WHAT YOU WILL DO:
Tally up how many lines in the listing below contain the string "this", and give only the total.

MATERIAL SHOWN:
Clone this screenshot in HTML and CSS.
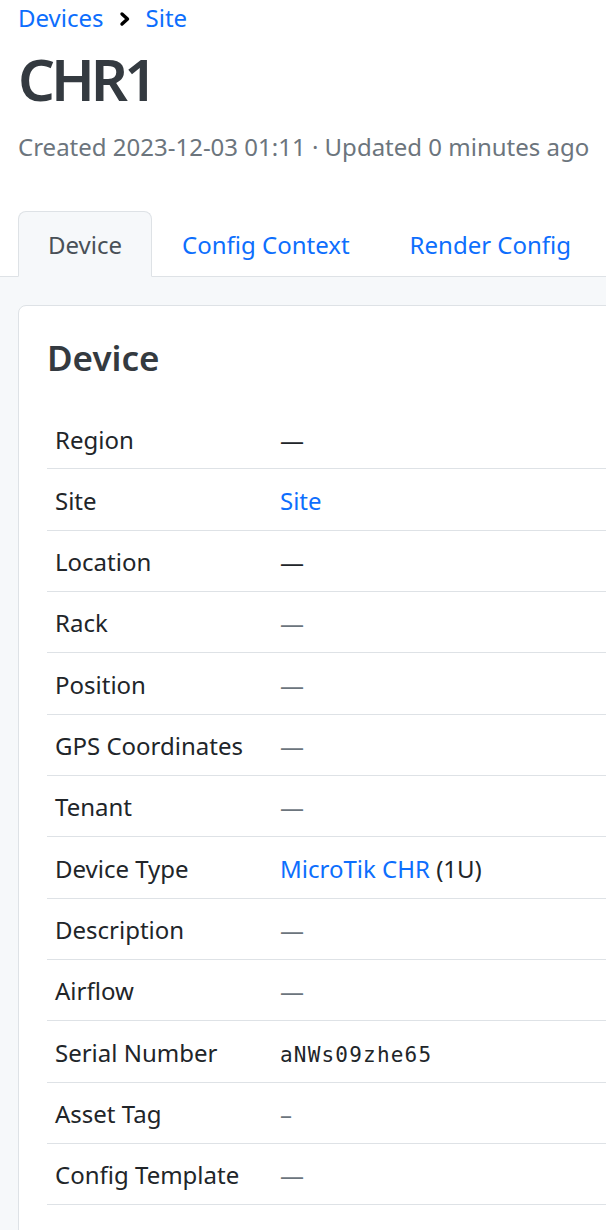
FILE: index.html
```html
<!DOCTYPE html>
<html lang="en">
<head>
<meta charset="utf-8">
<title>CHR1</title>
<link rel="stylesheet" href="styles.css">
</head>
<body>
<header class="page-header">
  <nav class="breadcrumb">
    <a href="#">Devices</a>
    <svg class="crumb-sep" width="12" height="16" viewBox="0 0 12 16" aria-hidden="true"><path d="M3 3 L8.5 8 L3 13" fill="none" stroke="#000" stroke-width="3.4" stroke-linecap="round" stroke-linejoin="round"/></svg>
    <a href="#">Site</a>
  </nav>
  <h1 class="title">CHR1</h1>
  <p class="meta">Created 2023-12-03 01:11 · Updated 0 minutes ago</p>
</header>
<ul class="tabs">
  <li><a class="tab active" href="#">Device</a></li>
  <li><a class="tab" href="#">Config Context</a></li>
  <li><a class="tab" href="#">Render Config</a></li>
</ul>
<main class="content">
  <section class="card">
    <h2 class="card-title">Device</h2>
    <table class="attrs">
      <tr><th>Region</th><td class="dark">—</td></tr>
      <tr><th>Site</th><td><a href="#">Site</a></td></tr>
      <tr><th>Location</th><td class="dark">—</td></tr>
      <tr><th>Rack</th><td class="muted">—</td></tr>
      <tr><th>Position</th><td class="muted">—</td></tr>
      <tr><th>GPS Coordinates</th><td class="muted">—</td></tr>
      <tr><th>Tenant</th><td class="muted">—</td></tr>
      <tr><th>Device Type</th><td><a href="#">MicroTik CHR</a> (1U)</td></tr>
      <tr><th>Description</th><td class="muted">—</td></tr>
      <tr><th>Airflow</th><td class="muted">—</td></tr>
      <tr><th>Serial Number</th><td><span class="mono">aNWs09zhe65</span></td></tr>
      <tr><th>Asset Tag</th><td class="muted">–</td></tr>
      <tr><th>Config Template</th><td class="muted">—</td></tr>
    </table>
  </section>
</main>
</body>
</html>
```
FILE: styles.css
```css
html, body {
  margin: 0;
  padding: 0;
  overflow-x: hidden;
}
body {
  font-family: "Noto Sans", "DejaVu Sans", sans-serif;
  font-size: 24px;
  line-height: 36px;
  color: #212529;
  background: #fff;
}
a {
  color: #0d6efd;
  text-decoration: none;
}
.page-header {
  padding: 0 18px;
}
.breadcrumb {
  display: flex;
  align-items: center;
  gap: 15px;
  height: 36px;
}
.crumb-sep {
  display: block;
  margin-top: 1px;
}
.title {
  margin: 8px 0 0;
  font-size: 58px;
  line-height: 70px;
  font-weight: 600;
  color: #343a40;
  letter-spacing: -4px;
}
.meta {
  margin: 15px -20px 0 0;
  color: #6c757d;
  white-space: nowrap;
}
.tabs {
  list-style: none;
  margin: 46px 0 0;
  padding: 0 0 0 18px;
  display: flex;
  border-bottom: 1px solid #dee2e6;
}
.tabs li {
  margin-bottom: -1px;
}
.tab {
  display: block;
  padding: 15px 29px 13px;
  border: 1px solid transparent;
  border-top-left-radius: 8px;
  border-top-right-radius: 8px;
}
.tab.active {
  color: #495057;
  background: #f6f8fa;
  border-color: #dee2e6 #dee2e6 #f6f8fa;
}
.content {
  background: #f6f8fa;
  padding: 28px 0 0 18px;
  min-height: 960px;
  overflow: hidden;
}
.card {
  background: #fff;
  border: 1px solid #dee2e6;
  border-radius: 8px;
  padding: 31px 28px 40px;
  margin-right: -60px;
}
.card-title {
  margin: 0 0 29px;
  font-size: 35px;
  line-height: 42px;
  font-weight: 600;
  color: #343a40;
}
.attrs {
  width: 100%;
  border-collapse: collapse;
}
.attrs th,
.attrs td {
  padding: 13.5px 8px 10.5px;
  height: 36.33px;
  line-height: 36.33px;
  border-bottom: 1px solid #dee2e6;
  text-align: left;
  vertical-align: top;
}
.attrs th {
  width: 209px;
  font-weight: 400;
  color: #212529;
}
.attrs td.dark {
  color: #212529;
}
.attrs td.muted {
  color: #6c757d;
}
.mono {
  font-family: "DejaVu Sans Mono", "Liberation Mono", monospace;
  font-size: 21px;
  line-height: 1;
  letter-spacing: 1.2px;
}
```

* * *

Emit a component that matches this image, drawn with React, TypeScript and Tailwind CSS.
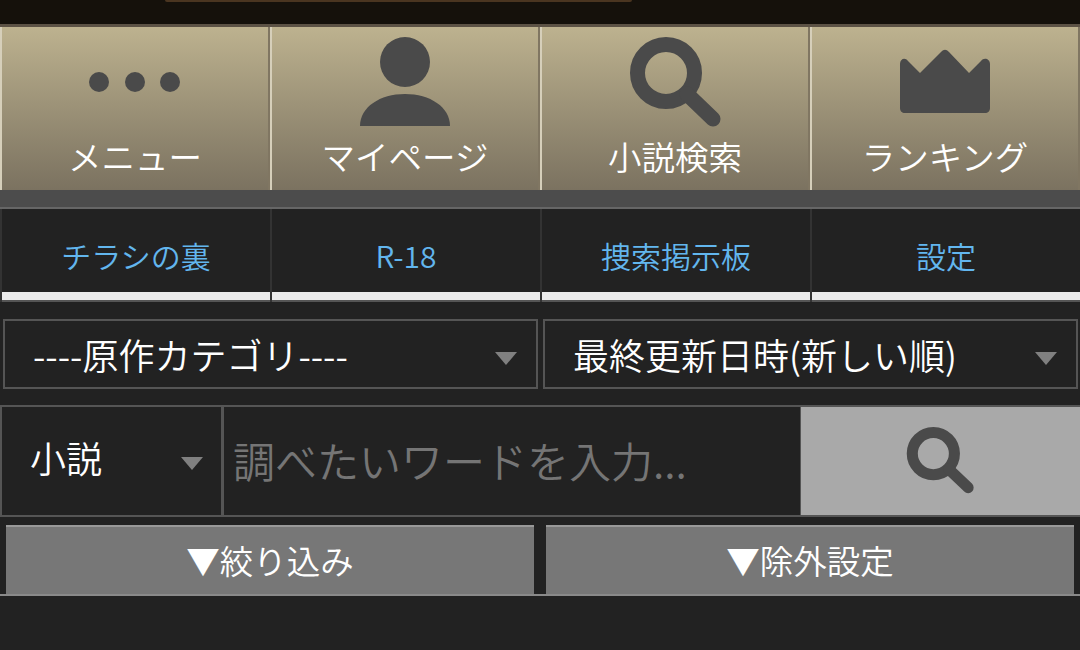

WRITTEN ANSWER:
2